After the dough has rested, add the olives and continue to mix until it is very smooth (about 5 minutes). If the dough seems too wet, add a few Tbs of white flour and continue mixing.
Take the dough out of the mixing bowl onto a floured surface, flatten it out with your hands, and sprinkle it with the walnuts [do this in increments, otherwise you risk the walnuts concentrating in one area]. Knead the bread by hand until all of the walnuts are incorporated.
Wash and dry your mixing bowl. Rub it with olive oil, place your bread dough in, and cover with plastic wrap or a damp cloth. Let it ferment until light and doubled in bulk, about 6 hours [seems too long to me – mine only took 2 hours].
After the dough has risen, punch it down and divide into two equal portions. Knead each ball a bit more, and then “round the loaves” (translation: cup your hands around the dough and rotate it in circles until a smooth ball forms”). Place your dough balls onto an oiled cookie sheet (or one that is lined with parchment paper and has been sprinkled with cornmeal) [I formed into batards, and that worked too].
Allow to rise for about 1 hour; [preheat the oven to 400° F at the same time].
Slash the loaves 3-4 times with a serrated knife before you put them in the oven, and allow to bake for 30-40 minutes [mine took 50 minutes to get there], or until well-browned and hollow sounding when you knock on the bottom. Allow to cool for 20-30 minutes on a wire rack before slicing.
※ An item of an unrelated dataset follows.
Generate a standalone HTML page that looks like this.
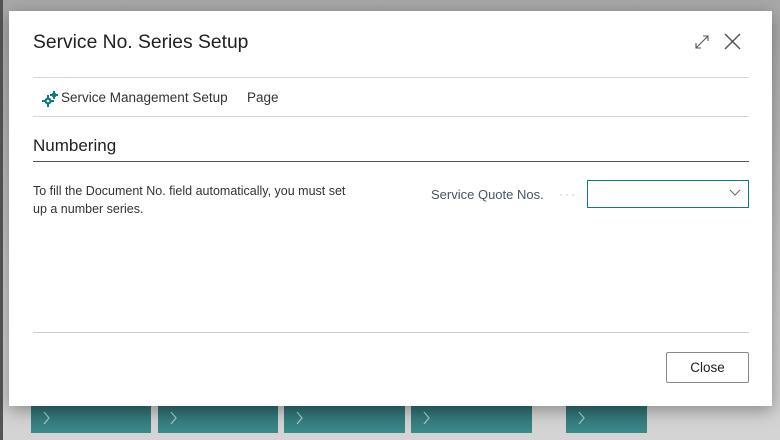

Alternatively, if you have a baking stone and don’t mind baking your loaves separately, place the stone in the oven before you heat it and clear all racks above the one you are using. When the oven is hot, sprinkle the baking stone with cornmeal, slash the top of your loaf, and place on top of your baking stone. Bake for 30-40 [or more] minutes. Repeat with the other loaf.
[My Notes: This is a very wet dough – it never cleared the bowl during mixing – I freely used flour on the board during the kneading/forming stages. I also subbed 1 cup of whole wheat flour for 1 cup of white flour – bread was quite delicious, but had a tight texture – I could have let the final proof go longer, or Winnie’s 6 hour first proofing may be more correct. I formed these into fat batards which worked nicely.]
Surprisingly, this one makes a great breakfast toast, but best when slathered with butter and honey – it’s the sweet/salt/nutty crunch with herbal overtones that sends your taste buds into ecstasy – but behind all that you’ll still sense the flavor boast the prefermentation brings to this bread. Even if you don’t decide to try this one, use a preferment in your next yeast loaf – you’ll love the difference.